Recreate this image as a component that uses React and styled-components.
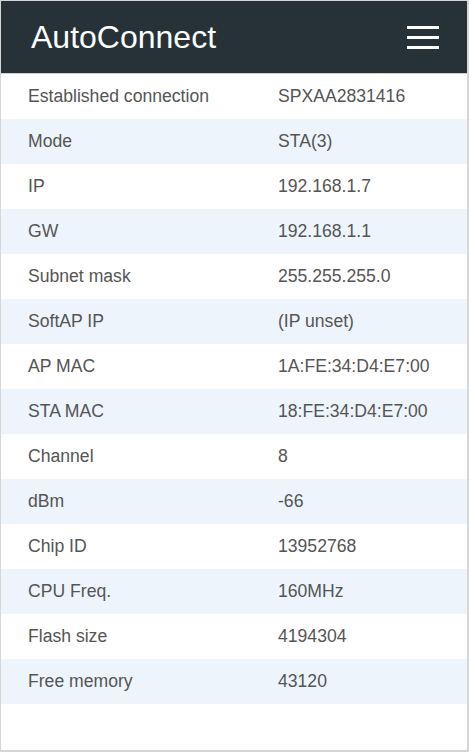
import React from 'react';
import styled, { createGlobalStyle } from 'styled-components';

const GlobalStyle = createGlobalStyle`
  html, body {
    margin: 0;
    padding: 0;
    background: #ffffff;
  }
  body {
    font-family: 'Liberation Sans', Arial, sans-serif;
  }
`;

const Page = styled.div`
  box-sizing: border-box;
  width: 469px;
  height: 752px;
  border: 1px solid #d6d6d6;
  border-right-width: 2px;
  border-bottom-width: 2px;
  display: flex;
  flex-direction: column;
  background: #ffffff;
`;

const Header = styled.header`
  height: 72px;
  background-color: #263238;
  border-bottom: 1px solid #d0d0d0;
  display: flex;
  align-items: center;
  justify-content: space-between;
  padding: 0 28px 0 30px;
  flex-shrink: 0;
`;

const Title = styled.h1`
  margin: 0;
  font-size: 32px;
  font-weight: 400;
  color: #ffffff;
`;

const MenuButton = styled.button`
  background: none;
  border: none;
  padding: 0;
  width: 32px;
  height: 23px;
  display: flex;
  flex-direction: column;
  justify-content: space-between;
  cursor: pointer;
`;

const MenuBar = styled.span`
  display: block;
  height: 3px;
  background: #ffffff;
`;

const Table = styled.div`
  display: flex;
  flex-direction: column;
`;

const Row = styled.div`
  display: grid;
  grid-template-columns: 250px 1fr;
  height: 45px;
  align-items: center;
  padding-left: 27px;
  background-color: ${(p) => (p.striped ? '#edf4fc' : '#ffffff')};
  color: #555555;
  font-size: 17.6px;
`;

const rows = [
  ['Established connection', 'SPXAA2831416'],
  ['Mode', 'STA(3)'],
  ['IP', '192.168.1.7'],
  ['GW', '192.168.1.1'],
  ['Subnet mask', '255.255.255.0'],
  ['SoftAP IP', '(IP unset)'],
  ['AP MAC', '1A:FE:34:D4:E7:00'],
  ['STA MAC', '18:FE:34:D4:E7:00'],
  ['Channel', '8'],
  ['dBm', '-66'],
  ['Chip ID', '13952768'],
  ['CPU Freq.', '160MHz'],
  ['Flash size', '4194304'],
  ['Free memory', '43120'],
];

export default function App() {
  return (
    <>
      <GlobalStyle />
      <Page>
        <Header>
          <Title>AutoConnect</Title>
          <MenuButton aria-label="menu">
            <MenuBar />
            <MenuBar />
            <MenuBar />
          </MenuButton>
        </Header>
        <Table>
          {rows.map(([label, value], i) => (
            <Row key={label} striped={i % 2 === 1}>
              <span>{label}</span>
              <span>{value}</span>
            </Row>
          ))}
        </Table>
      </Page>
    </>
  );
}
┄┄┄┄┄┄┄┄┄┄
Show each line of the data that contains the string "styled".

Recreate this image as a component that uses React and styled-components.
import styled, { createGlobalStyle } from 'styled-components';
const Page = styled.div`
const Header = styled.header`
const Title = styled.h1`
const MenuButton = styled.button`
const MenuBar = styled.span`
const Table = styled.div`
const Row = styled.div`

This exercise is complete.